My drunk dialing habit needs to go. My drunk habit can stay though.
You know im sick of people that are still obsessed w obama. that was sooooo last year
she said it was okay because they were "professional" nude pictures of her on the internet
All I know is it had something to do with a plunger and tuna salad. I'm done. I'm quitting my job.
Fuck men. I'm going to go eat a package of cookie dough and get fat. I hope I die of salmonella.
This just became a night full of adventures...and by adventures I mean hitting people with my car
Reason 37 booty call break ups suck: I literally could not find his house in the daytime.

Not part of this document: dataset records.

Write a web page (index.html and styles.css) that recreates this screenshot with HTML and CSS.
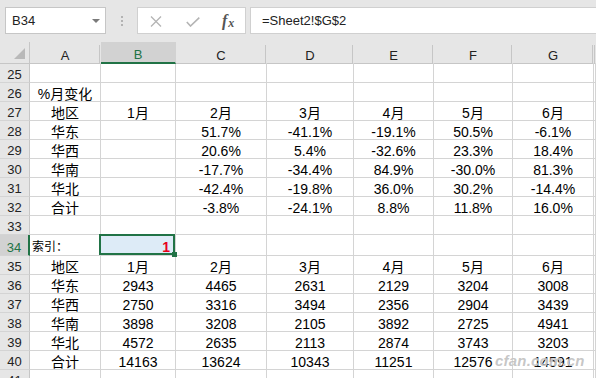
FILE: index.html
```html
<!DOCTYPE html>
<html lang="zh-CN">
<head>
<meta charset="utf-8">
<title>Sheet</title>
<link rel="stylesheet" href="styles.css">
</head>
<body>
<div class="toolbar">
  <div class="namebox"><span>B34</span><svg class="dd" width="8" height="4" viewBox="0 0 8 4"><path d="M0 0H8L4 4Z" fill="#7a7a7a"/></svg></div>
  <div class="dots"><i></i><i></i><i></i></div>
  <div class="fbtns">
    <svg class="ico-x" width="12" height="11" viewBox="0 0 12 11"><path d="M1 0.5L11 10.5M11 0.5L1 10.5" stroke="#b4b4b4" stroke-width="1.3" fill="none"/></svg>
    <svg class="ico-ok" width="14" height="10" viewBox="0 0 14 10"><path d="M0.8 5L4.5 9L13.3 0.6" stroke="#b4b4b4" stroke-width="1.6" fill="none"/></svg>
    <span class="fx"><span class="f">f</span><span class="x">x</span></span>
  </div>
  <div class="finput">=Sheet2!$G$2</div>
</div>
<div class="sheet">
  <div class="row hdr"><div class="rh corner"><svg width="11" height="11" viewBox="0 0 11 11"><path d="M11 0V11H0Z" fill="#b9b9b9"/></svg></div><div>A</div><div class="sel">B</div><div>C</div><div>D</div><div>E</div><div>F</div><div>G</div><div></div></div>
  <div class="row"><div class="rh">25</div><div></div><div></div><div></div><div></div><div></div><div></div><div></div><div></div></div>
  <div class="row"><div class="rh">26</div><div>%月变化</div><div></div><div></div><div></div><div></div><div></div><div></div><div></div></div>
  <div class="row"><div class="rh">27</div><div>地区</div><div>1月</div><div>2月</div><div>3月</div><div>4月</div><div>5月</div><div>6月</div><div></div></div>
  <div class="row"><div class="rh">28</div><div>华东</div><div></div><div>51.7%</div><div>-41.1%</div><div>-19.1%</div><div>50.5%</div><div>-6.1%</div><div></div></div>
  <div class="row"><div class="rh">29</div><div>华西</div><div></div><div>20.6%</div><div>5.4%</div><div>-32.6%</div><div>23.3%</div><div>18.4%</div><div></div></div>
  <div class="row"><div class="rh">30</div><div>华南</div><div></div><div>-17.7%</div><div>-34.4%</div><div>84.9%</div><div>-30.0%</div><div>81.3%</div><div></div></div>
  <div class="row"><div class="rh">31</div><div>华北</div><div></div><div>-42.4%</div><div>-19.8%</div><div>36.0%</div><div>30.2%</div><div>-14.4%</div><div></div></div>
  <div class="row"><div class="rh">32</div><div>合计</div><div></div><div>-3.8%</div><div>-24.1%</div><div>8.8%</div><div>11.8%</div><div>16.0%</div><div></div></div>
  <div class="row"><div class="rh">33</div><div></div><div></div><div></div><div></div><div></div><div></div><div></div><div></div></div>
  <div class="row tall"><div class="rh act">34</div><div class="label">索引：</div><div class="active">1</div><div></div><div></div><div></div><div></div><div></div><div></div></div>
  <div class="row"><div class="rh">35</div><div>地区</div><div>1月</div><div>2月</div><div>3月</div><div>4月</div><div>5月</div><div>6月</div><div></div></div>
  <div class="row"><div class="rh">36</div><div>华东</div><div>2943</div><div>4465</div><div>2631</div><div>2129</div><div>3204</div><div>3008</div><div></div></div>
  <div class="row"><div class="rh">37</div><div>华西</div><div>2750</div><div>3316</div><div>3494</div><div>2356</div><div>2904</div><div>3439</div><div></div></div>
  <div class="row"><div class="rh">38</div><div>华南</div><div>3898</div><div>3208</div><div>2105</div><div>3892</div><div>2725</div><div>4941</div><div></div></div>
  <div class="row"><div class="rh">39</div><div>华北</div><div>4572</div><div>2635</div><div>2113</div><div>2874</div><div>3743</div><div>3203</div><div></div></div>
  <div class="row"><div class="rh">40</div><div>合计</div><div>14163</div><div>13624</div><div>10343</div><div>11251</div><div>12576</div><div>14591</div><div></div></div>
  <div class="row"><div class="rh">41</div><div></div><div></div><div></div><div></div><div></div><div></div><div></div><div></div></div>
</div>
<div class="watermark">cfan.com.cn</div>
</body>
</html>
```
FILE: styles.css
```css
html, body {
  margin: 0;
  padding: 0;
}
body {
  width: 596px;
  height: 378px;
  overflow: hidden;
  position: relative;
  background: #fff;
  font-family: "Liberation Sans", "Noto Sans CJK SC", sans-serif;
  color: #000;
}

/* formula bar */
.toolbar {
  height: 42px;
  box-sizing: border-box;
  padding-top: 7px;
  background: #e6e6e6;
  display: flex;
  align-items: flex-start;
}
.namebox {
  margin-left: 5px;
  width: 101px;
  height: 27px;
  box-sizing: border-box;
  border: 1px solid #c6c6c6;
  background: #fff;
  display: flex;
  align-items: center;
  justify-content: space-between;
  padding: 0 5px 0 6px;
  font-size: 13px;
  color: #222;
}
.dd {
  margin-top: 1px;
}
.dots {
  margin-left: 15px;
  margin-top: 9px;
  width: 2px;
  display: flex;
  flex-direction: column;
  gap: 2px;
}
.dots i {
  display: block;
  width: 2px;
  height: 2px;
  background: #b3b3b3;
}
.fbtns {
  margin-left: 14px;
  width: 109px;
  height: 27px;
  box-sizing: border-box;
  border: 1px solid #d0d0d0;
  background: #fff;
  display: flex;
  align-items: center;
  padding-left: 12px;
}
.ico-x {
  margin-top: 1px;
}
.ico-ok {
  margin-left: 24px;
  margin-top: 2px;
}
.fx {
  margin-left: 22px;
  font-family: "Liberation Serif", serif;
  font-style: italic;
  color: #555;
  display: flex;
  align-items: flex-end;
  line-height: 1;
}
.fx .f {
  font-size: 16px;
  font-weight: bold;
}
.fx .x {
  font-size: 12px;
  font-weight: bold;
  margin-left: 1px;
}
.finput {
  margin-left: 4px;
  margin-right: -4px;
  flex: 1;
  height: 27px;
  box-sizing: border-box;
  border: 1px solid #d0d0d0;
  background: #fff;
  padding-left: 11px;
  display: flex;
  align-items: center;
  font-size: 13px;
  color: #222;
}

/* sheet grid */
.row {
  display: grid;
  grid-template-columns: 30px 71px 75px 91px 87px 80px 79px 81px 1fr;
  height: 19px;
}
.row.tall {
  height: 21px;
}
.row > div {
  box-sizing: border-box;
  border-right: 1px solid #d4d4d4;
  border-bottom: 1px solid #d4d4d4;
  display: flex;
  align-items: flex-end;
  justify-content: center;
  font-size: 14px;
  line-height: 14px;
  white-space: nowrap;
  overflow: hidden;
}
.row > .rh {
  background: #e6e6e6;
  border-right-color: #c6c6c6;
  font-size: 13px;
  color: #222;
}
.row > .rh.act {
  background: #d2d2d2;
  color: #217346;
  border-right: 2px solid #217346;
}
.row.hdr {
  height: 22px;
}
.row.hdr > div {
  background: linear-gradient(#c6c6c6, #c6c6c6) right 3px / 1px calc(100% - 3px) no-repeat, #e6e6e6;
  border-right: 1px solid transparent;
  border-bottom: 1px solid #c6c6c6;
  font-size: 13px;
  color: #222;
}
.row.hdr > .corner {
  align-items: flex-end;
  justify-content: flex-end;
  padding: 0 4px 4px 0;
  border-right: 1px solid #c6c6c6;
  background: #e6e6e6;
}
.row.hdr > .sel {
  background: #d2d2d2;
  color: #217346;
  border-bottom: 2px solid #217346;
  padding-bottom: 0;
}
.row > .label {
  justify-content: flex-start;
  padding-left: 2px;
  font-size: 12px;
  line-height: 14px;
  padding-bottom: 1px;
}
.row > .active {
  position: relative;
  z-index: 2;
  overflow: visible;
  background: #ddebf7;
  justify-content: flex-end;
  padding-right: 5px;
  padding-bottom: 1px;
  color: #e8001c;
  font-weight: bold;
}
.active::before {
  content: "";
  position: absolute;
  left: -2px;
  top: -1px;
  right: 0;
  bottom: 0;
  border: 2px solid #217346;
}
.active::after {
  content: "";
  position: absolute;
  width: 5px;
  height: 5px;
  right: -2px;
  bottom: -2px;
  background: #217346;
}

.watermark {
  position: absolute;
  left: 495px;
  top: 352px;
  font-size: 15px;
  font-weight: bold;
  font-style: italic;
  font-family: "Liberation Sans", sans-serif;
  color: rgba(150, 150, 150, 0.55);
  text-shadow: 0 0 1px #fff;
  letter-spacing: 0.2px;
}
```
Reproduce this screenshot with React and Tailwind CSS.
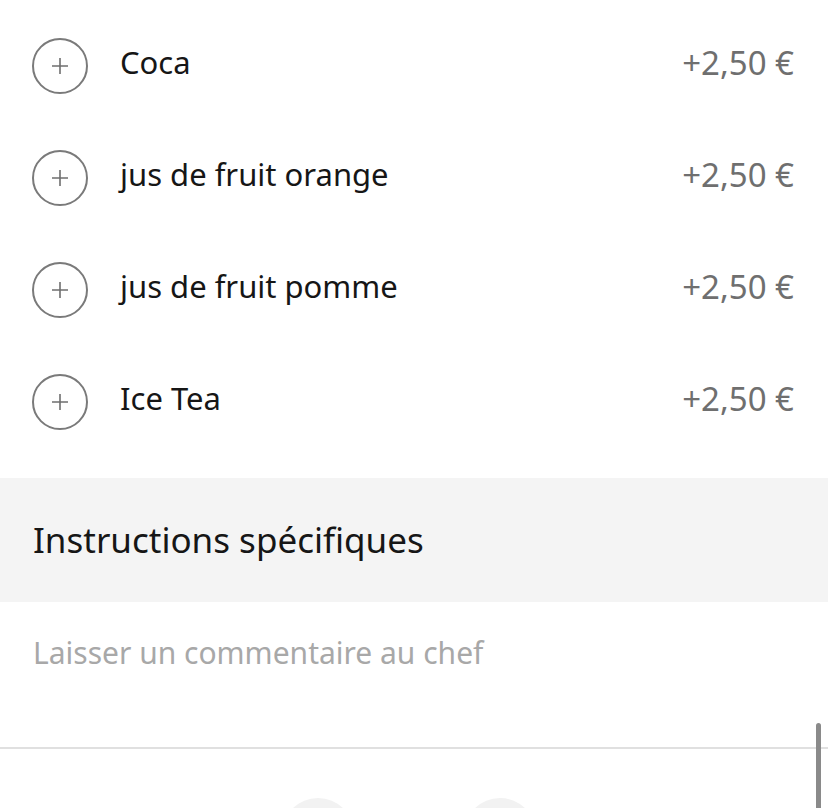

I'm pretty sure my liver died in Reno and my intestines are doing hula hoops around my asshole. The bachelor party was that good.
I hope one day I make out with someone in a taco truck :(
I'm glad I inspire you to reach for the stars
Or a taco
My friend wants your phone number so you can teach her how to take a beer bong. She saw you doing them last night and got jealous.
Just tell her to open her throat. I don't want to talk to anyone who is jealous of someone who woke up this morning with a cat in their shirt as a result of that glorious beer bonging skill.
I'm basically your average "grandpa stuck in a 28 year old woman's body" - i'm super passionate about retirement and crossing on the walk signal.
and SLEEP god I love sleep
I got a snap of someone jumping off a light pole. Was that you? Please confirm or deny. #onWisconsin
I woke up not knowing what state I was in. Turns out, people from Deleware are pretty helpful.
Needless to say, I did not go home with him cause he kinda resembled a guppy fish.
I didn't mean that as an expression. I'm literally asking if you want to watch Netflix and do nothing.